■ Provided data:
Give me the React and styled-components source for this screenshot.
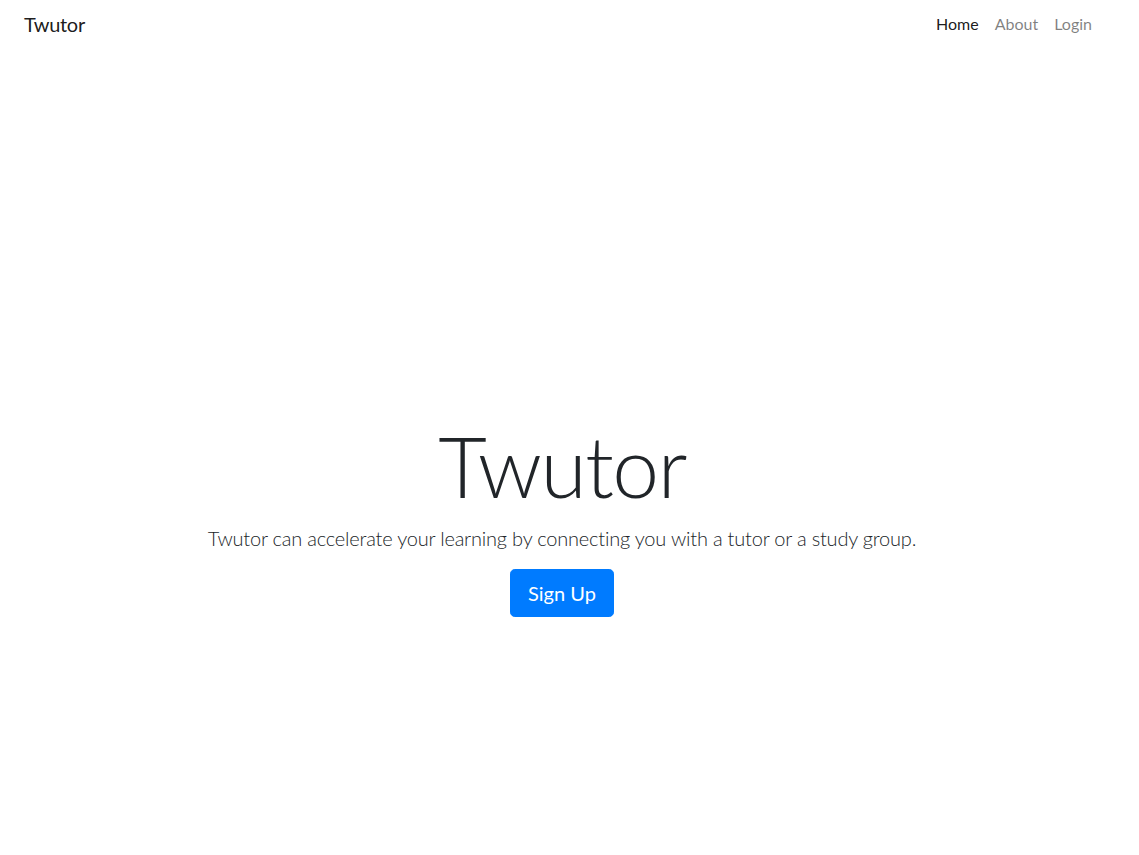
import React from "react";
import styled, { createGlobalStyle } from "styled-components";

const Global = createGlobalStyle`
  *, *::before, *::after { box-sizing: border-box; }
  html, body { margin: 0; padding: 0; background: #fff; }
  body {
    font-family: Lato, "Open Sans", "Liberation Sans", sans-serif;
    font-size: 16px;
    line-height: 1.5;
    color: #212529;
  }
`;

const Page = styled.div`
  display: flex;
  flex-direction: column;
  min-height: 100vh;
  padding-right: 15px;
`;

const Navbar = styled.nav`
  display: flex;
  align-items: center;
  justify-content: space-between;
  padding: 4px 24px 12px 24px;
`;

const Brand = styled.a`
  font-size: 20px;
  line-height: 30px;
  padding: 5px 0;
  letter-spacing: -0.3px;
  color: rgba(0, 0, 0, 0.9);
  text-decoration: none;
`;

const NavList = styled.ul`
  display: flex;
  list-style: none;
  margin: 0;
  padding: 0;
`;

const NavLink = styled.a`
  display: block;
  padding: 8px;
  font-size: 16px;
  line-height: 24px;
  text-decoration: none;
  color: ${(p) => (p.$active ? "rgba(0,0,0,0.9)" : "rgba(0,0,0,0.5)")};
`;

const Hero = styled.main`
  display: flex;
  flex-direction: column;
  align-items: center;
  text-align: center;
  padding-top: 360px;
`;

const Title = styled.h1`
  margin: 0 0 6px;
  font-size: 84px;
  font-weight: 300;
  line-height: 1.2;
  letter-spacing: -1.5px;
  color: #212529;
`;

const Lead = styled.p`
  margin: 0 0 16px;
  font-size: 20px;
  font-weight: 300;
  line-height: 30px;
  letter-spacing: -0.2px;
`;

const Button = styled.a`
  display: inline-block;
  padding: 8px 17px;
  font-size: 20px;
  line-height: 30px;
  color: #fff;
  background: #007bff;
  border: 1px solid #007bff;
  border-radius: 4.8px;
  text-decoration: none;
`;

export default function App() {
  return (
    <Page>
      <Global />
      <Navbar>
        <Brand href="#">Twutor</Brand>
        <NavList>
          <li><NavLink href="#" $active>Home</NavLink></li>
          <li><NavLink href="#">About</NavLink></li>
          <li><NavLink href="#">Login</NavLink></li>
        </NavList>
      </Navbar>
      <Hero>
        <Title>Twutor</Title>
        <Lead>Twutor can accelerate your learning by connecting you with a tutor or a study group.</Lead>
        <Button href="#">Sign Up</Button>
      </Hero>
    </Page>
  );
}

■ Do this: Return the whole listing, word for word, and leave out every picture.

■ Finished task:
Give me the React and styled-components source for this screenshot.
import React from "react";
import styled, { createGlobalStyle } from "styled-components";

const Global = createGlobalStyle`
  *, *::before, *::after { box-sizing: border-box; }
  html, body { margin: 0; padding: 0; background: #fff; }
  body {
    font-family: Lato, "Open Sans", "Liberation Sans", sans-serif;
    font-size: 16px;
    line-height: 1.5;
    color: #212529;
  }
`;

const Page = styled.div`
  display: flex;
  flex-direction: column;
  min-height: 100vh;
  padding-right: 15px;
`;

const Navbar = styled.nav`
  display: flex;
  align-items: center;
  justify-content: space-between;
  padding: 4px 24px 12px 24px;
`;

const Brand = styled.a`
  font-size: 20px;
  line-height: 30px;
  padding: 5px 0;
  letter-spacing: -0.3px;
  color: rgba(0, 0, 0, 0.9);
  text-decoration: none;
`;

const NavList = styled.ul`
  display: flex;
  list-style: none;
  margin: 0;
  padding: 0;
`;

const NavLink = styled.a`
  display: block;
  padding: 8px;
  font-size: 16px;
  line-height: 24px;
  text-decoration: none;
  color: ${(p) => (p.$active ? "rgba(0,0,0,0.9)" : "rgba(0,0,0,0.5)")};
`;

const Hero = styled.main`
  display: flex;
  flex-direction: column;
  align-items: center;
  text-align: center;
  padding-top: 360px;
`;

const Title = styled.h1`
  margin: 0 0 6px;
  font-size: 84px;
  font-weight: 300;
  line-height: 1.2;
  letter-spacing: -1.5px;
  color: #212529;
`;

const Lead = styled.p`
  margin: 0 0 16px;
  font-size: 20px;
  font-weight: 300;
  line-height: 30px;
  letter-spacing: -0.2px;
`;

const Button = styled.a`
  display: inline-block;
  padding: 8px 17px;
  font-size: 20px;
  line-height: 30px;
  color: #fff;
  background: #007bff;
  border: 1px solid #007bff;
  border-radius: 4.8px;
  text-decoration: none;
`;

export default function App() {
  return (
    <Page>
      <Global />
      <Navbar>
        <Brand href="#">Twutor</Brand>
        <NavList>
          <li><NavLink href="#" $active>Home</NavLink></li>
          <li><NavLink href="#">About</NavLink></li>
          <li><NavLink href="#">Login</NavLink></li>
        </NavList>
      </Navbar>
      <Hero>
        <Title>Twutor</Title>
        <Lead>Twutor can accelerate your learning by connecting you with a tutor or a study group.</Lead>
        <Button href="#">Sign Up</Button>
      </Hero>
    </Page>
  );
}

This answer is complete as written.